Urbie Green was interviewed for Allegro by Bob Pawlo, Bruce Eidem, Steve Danenberg, Sam Burtis and Kathy Green. Introduction above edited from www.UrbieGreen.com.

Allegro: What are your first memories of music?

Urbie Green: Mobile, Alabama. Our family had a maid named Willy Mae. She rocked me to sleep singing “Rock-a-bye Baby” each night.

Allegro: When did you begin the trombone?

Urbie Green: It’s a long story. My dad had a successful business and when the Depression hit, the business began to wane. Things got pretty bad for us and my parents decided we should move to California, where things might be better. My dad and my oldest brother Bob stayed in Mobile to run the business, while my mom and the rest of us, my three older brothers and a sister, drove out to California. My 17-year-old brother Al drove us out in a Model A Ford. We rented a house right in the middle of Hollywood next to Hollywood High School. I was seven at the time. Al was a self-taught piano player. He was so good he had his own radio show at 12 years old in Mobile called “The Little Al Green Show.” Anyway, at Hollywood High he met and became good friends with a trombonist named Earle Hagen. They formed a jazz band and played at local events. Earle later went on to write some well-known songs such as “Harlem Nocturne,” and became one of the most important composers in the history of television. After a year of struggling, we headed back to Mobile. Al brought back with him a trombone Earle had given him and he taught himself how to play really well. My mom, who was not a musician, taught us all to play the piano. I started to play very well and by 12 I had my own little jazz band in school.

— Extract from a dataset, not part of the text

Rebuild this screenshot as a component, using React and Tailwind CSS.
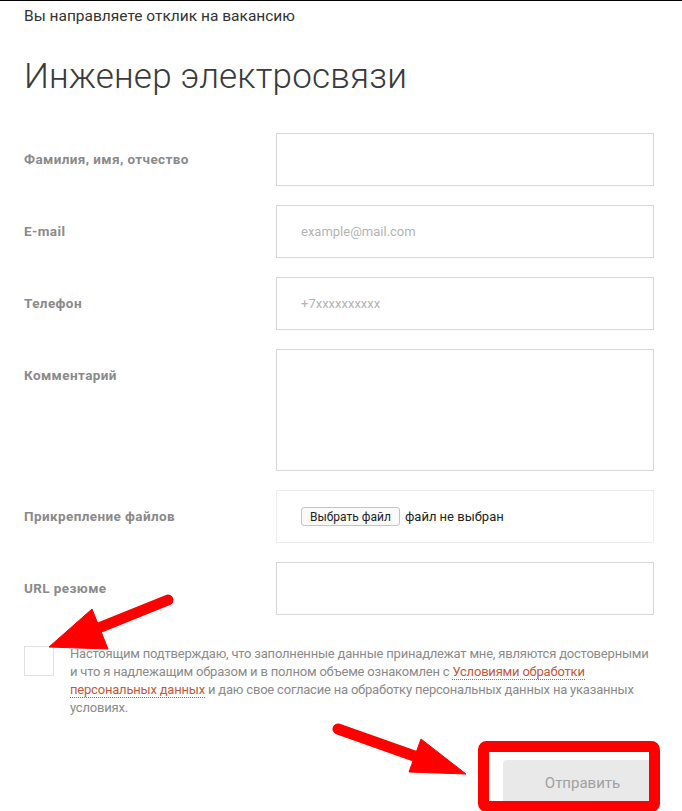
import React from 'react';

const fields = [
  { label: 'Фамилия, имя, отчество', placeholder: '' },
  { label: 'E-mail', placeholder: 'example@mail.com' },
  { label: 'Телефон', placeholder: '+7xxxxxxxxxx' },
];

const Row = ({ label, children }) => (
  <div className="flex">
    <div className="w-[252px] shrink-0 pt-[17px] text-[13.5px] leading-[18px] font-bold tracking-[0.4px] text-[#8a8a8a]">
      {label}
    </div>
    <div className="flex-1">{children}</div>
  </div>
);

// red marker strokes laid over the form
const Marks = () => (
  <svg className="absolute inset-0 pointer-events-none" width="682" height="811" viewBox="0 0 682 811">
    <g fill="#ff0000" stroke="#ff0000">
      <line x1="168" y1="599" x2="96" y2="628" strokeWidth="11" strokeLinecap="round" />
      <polygon points="49,646 92,608 108,648" strokeWidth="1" />
      <line x1="338" y1="728" x2="420" y2="757" strokeWidth="11" strokeLinecap="round" />
      <polygon points="466,773 421,738 409,771" strokeWidth="1" />
    </g>
    <rect x="483.5" y="745.5" width="171" height="60" rx="3" fill="none" stroke="#ff0000" strokeWidth="11" />
  </svg>
);

export default function App() {
  return (
    <div className="relative w-[682px] h-[811px] overflow-hidden bg-white border-t border-black font-['Roboto',sans-serif]">
      <div className="pl-6 pr-7 pt-[4px]">
        <p className="text-[15.5px] leading-[22px] text-[#333]">Вы направляете отклик на вакансию</p>
        <h1 className="mt-[28px] text-[35px] leading-[44px] font-light text-[#3a3a3a] tracking-[0.2px]">
          Инженер электросвязи
        </h1>

        <div className="mt-[34px] flex flex-col gap-[19px]">
          {fields.map((f) => (
            <Row key={f.label} label={f.label}>
              <input
                placeholder={f.placeholder}
                className="w-full h-[53px] border border-[#d6d6d6] px-6 text-[13px] text-[#333] placeholder:text-[#b3b3b3] outline-none"
              />
            </Row>
          ))}

          <Row label="Комментарий">
            <textarea className="block w-full h-[122px] border border-[#d6d6d6] resize-none outline-none" />
          </Row>

          <Row label="Прикрепление файлов">
            <div className="h-[53px] border border-[#ececec] px-6 flex items-center gap-[5px] text-[13px] text-[#222]">
              <span className="h-[19px] px-[8px] flex items-center border border-[#c4c4c4] rounded-[3px] bg-[#fafafa] text-[12px] text-[#222]">
                Выбрать файл
              </span>
              <span>файл не выбран</span>
            </div>
          </Row>

          <Row label="URL резюме">
            <input className="w-full h-[53px] border border-[#d6d6d6] outline-none" />
          </Row>
        </div>

        <div className="mt-[31px] flex gap-4">
          <span className="w-[30px] h-[30px] shrink-0 border border-[#e2e2e2]" />
          <p className="-mt-[1px] text-[13px] leading-[18px] tracking-[-0.2px] text-[#8a8a8a]">
            Настоящим подтверждаю, что заполненные данные принадлежат мне, являются достоверными и что я
            надлежащим образом и в полном объеме ознакомлен с{' '}
            <a className="text-[#c5573a] border-b border-dotted border-[#c5573a]">Условиями обработки персональных данных</a>{' '}
            и даю свое согласие на обработку персональных данных на указанных условиях.
          </p>
        </div>

        <div className="mt-[43px] flex justify-end">
          <button className="w-[151px] h-[46px] pl-[8px] rounded-tl-[4px] bg-[#e9e9e9] text-[15px] text-[#a0a0a0]">
            Отправить
          </button>
        </div>
      </div>
      <Marks />
    </div>
  );
}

Allegro: Were all your brothers involved in music?

Urbie Green: My oldest brother was a good musician, but didn’t pursue it as a career. Al and Jack played the trombone and piano too. When the war broke out, Al enlisted in the Air Force and became a pilot. He later joined the United States Air Force NORAD band as a trombonist. He gave his trombone to my brother Jack. Jack also taught himself to play the trombone. In a few years he began playing with local bands and then started going on tours. When he got himself a new trombone, he handed his Earle Hagen trombone down to me. I then concentrated more on learning how to play trombone. The piano became my second instrument as I became more proficient on trombone. By 14, I was playing dates in Mobile.

Allegro: Did your brothers send you as a sub on their jobs?

Urbie Green: Not really. There were only three trombonists in Mobile then.

Allegro: The town wasn’t big enough for all of you so you had to move?

Urbie Green: Sort of. I was a freshman in high school and was playing locally. I joined the union when I was 15.

Allegro: What was your first playing job?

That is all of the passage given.